▶ _What to produce_
All of the data that follows should be retyped exactly, please, except the pictures.
==================================================
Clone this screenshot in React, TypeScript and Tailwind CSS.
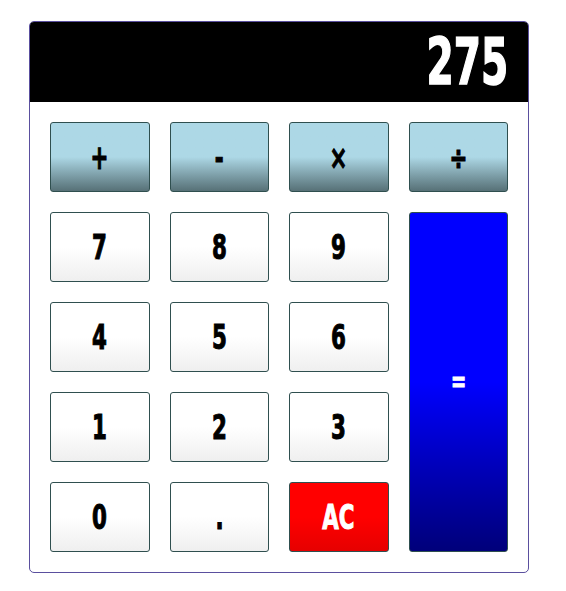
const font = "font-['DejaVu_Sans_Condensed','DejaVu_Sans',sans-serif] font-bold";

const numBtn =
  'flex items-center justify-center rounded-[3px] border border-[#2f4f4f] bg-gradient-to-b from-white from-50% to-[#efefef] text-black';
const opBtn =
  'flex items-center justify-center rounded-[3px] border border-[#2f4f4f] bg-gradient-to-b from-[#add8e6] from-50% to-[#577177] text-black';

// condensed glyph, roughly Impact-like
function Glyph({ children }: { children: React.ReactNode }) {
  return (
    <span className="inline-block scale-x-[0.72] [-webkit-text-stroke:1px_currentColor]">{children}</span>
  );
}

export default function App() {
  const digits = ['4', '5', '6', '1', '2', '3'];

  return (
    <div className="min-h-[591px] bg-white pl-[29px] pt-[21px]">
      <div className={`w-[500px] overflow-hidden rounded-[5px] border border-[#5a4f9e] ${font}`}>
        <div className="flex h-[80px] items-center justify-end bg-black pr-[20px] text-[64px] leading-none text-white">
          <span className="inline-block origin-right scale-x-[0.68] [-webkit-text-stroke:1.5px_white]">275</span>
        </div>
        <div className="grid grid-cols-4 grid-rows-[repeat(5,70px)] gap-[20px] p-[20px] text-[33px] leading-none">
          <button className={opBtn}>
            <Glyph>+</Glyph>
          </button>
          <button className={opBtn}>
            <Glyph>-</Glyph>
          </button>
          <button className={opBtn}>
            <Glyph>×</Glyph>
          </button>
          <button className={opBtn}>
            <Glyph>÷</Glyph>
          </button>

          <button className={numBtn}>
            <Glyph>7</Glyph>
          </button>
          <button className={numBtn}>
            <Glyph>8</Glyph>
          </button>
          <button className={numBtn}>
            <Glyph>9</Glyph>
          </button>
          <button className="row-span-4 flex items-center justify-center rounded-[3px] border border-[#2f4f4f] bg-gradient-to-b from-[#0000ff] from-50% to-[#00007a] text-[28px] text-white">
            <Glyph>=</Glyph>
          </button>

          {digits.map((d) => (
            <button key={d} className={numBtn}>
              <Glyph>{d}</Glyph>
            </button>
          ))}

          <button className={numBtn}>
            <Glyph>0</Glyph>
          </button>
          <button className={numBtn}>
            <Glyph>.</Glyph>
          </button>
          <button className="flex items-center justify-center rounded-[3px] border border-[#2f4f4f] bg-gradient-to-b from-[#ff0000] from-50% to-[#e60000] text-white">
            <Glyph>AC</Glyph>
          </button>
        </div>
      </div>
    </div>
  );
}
==================================================
▶ _Task solution_
Clone this screenshot in React, TypeScript and Tailwind CSS.
const font = "font-['DejaVu_Sans_Condensed','DejaVu_Sans',sans-serif] font-bold";

const numBtn =
  'flex items-center justify-center rounded-[3px] border border-[#2f4f4f] bg-gradient-to-b from-white from-50% to-[#efefef] text-black';
const opBtn =
  'flex items-center justify-center rounded-[3px] border border-[#2f4f4f] bg-gradient-to-b from-[#add8e6] from-50% to-[#577177] text-black';

// condensed glyph, roughly Impact-like
function Glyph({ children }: { children: React.ReactNode }) {
  return (
    <span className="inline-block scale-x-[0.72] [-webkit-text-stroke:1px_currentColor]">{children}</span>
  );
}

export default function App() {
  const digits = ['4', '5', '6', '1', '2', '3'];

  return (
    <div className="min-h-[591px] bg-white pl-[29px] pt-[21px]">
      <div className={`w-[500px] overflow-hidden rounded-[5px] border border-[#5a4f9e] ${font}`}>
        <div className="flex h-[80px] items-center justify-end bg-black pr-[20px] text-[64px] leading-none text-white">
          <span className="inline-block origin-right scale-x-[0.68] [-webkit-text-stroke:1.5px_white]">275</span>
        </div>
        <div className="grid grid-cols-4 grid-rows-[repeat(5,70px)] gap-[20px] p-[20px] text-[33px] leading-none">
          <button className={opBtn}>
            <Glyph>+</Glyph>
          </button>
          <button className={opBtn}>
            <Glyph>-</Glyph>
          </button>
          <button className={opBtn}>
            <Glyph>×</Glyph>
          </button>
          <button className={opBtn}>
            <Glyph>÷</Glyph>
          </button>

          <button className={numBtn}>
            <Glyph>7</Glyph>
          </button>
          <button className={numBtn}>
            <Glyph>8</Glyph>
          </button>
          <button className={numBtn}>
            <Glyph>9</Glyph>
          </button>
          <button className="row-span-4 flex items-center justify-center rounded-[3px] border border-[#2f4f4f] bg-gradient-to-b from-[#0000ff] from-50% to-[#00007a] text-[28px] text-white">
            <Glyph>=</Glyph>
          </button>

          {digits.map((d) => (
            <button key={d} className={numBtn}>
              <Glyph>{d}</Glyph>
            </button>
          ))}

          <button className={numBtn}>
            <Glyph>0</Glyph>
          </button>
          <button className={numBtn}>
            <Glyph>.</Glyph>
          </button>
          <button className="flex items-center justify-center rounded-[3px] border border-[#2f4f4f] bg-gradient-to-b from-[#ff0000] from-50% to-[#e60000] text-white">
            <Glyph>AC</Glyph>
          </button>
        </div>
      </div>
    </div>
  );
}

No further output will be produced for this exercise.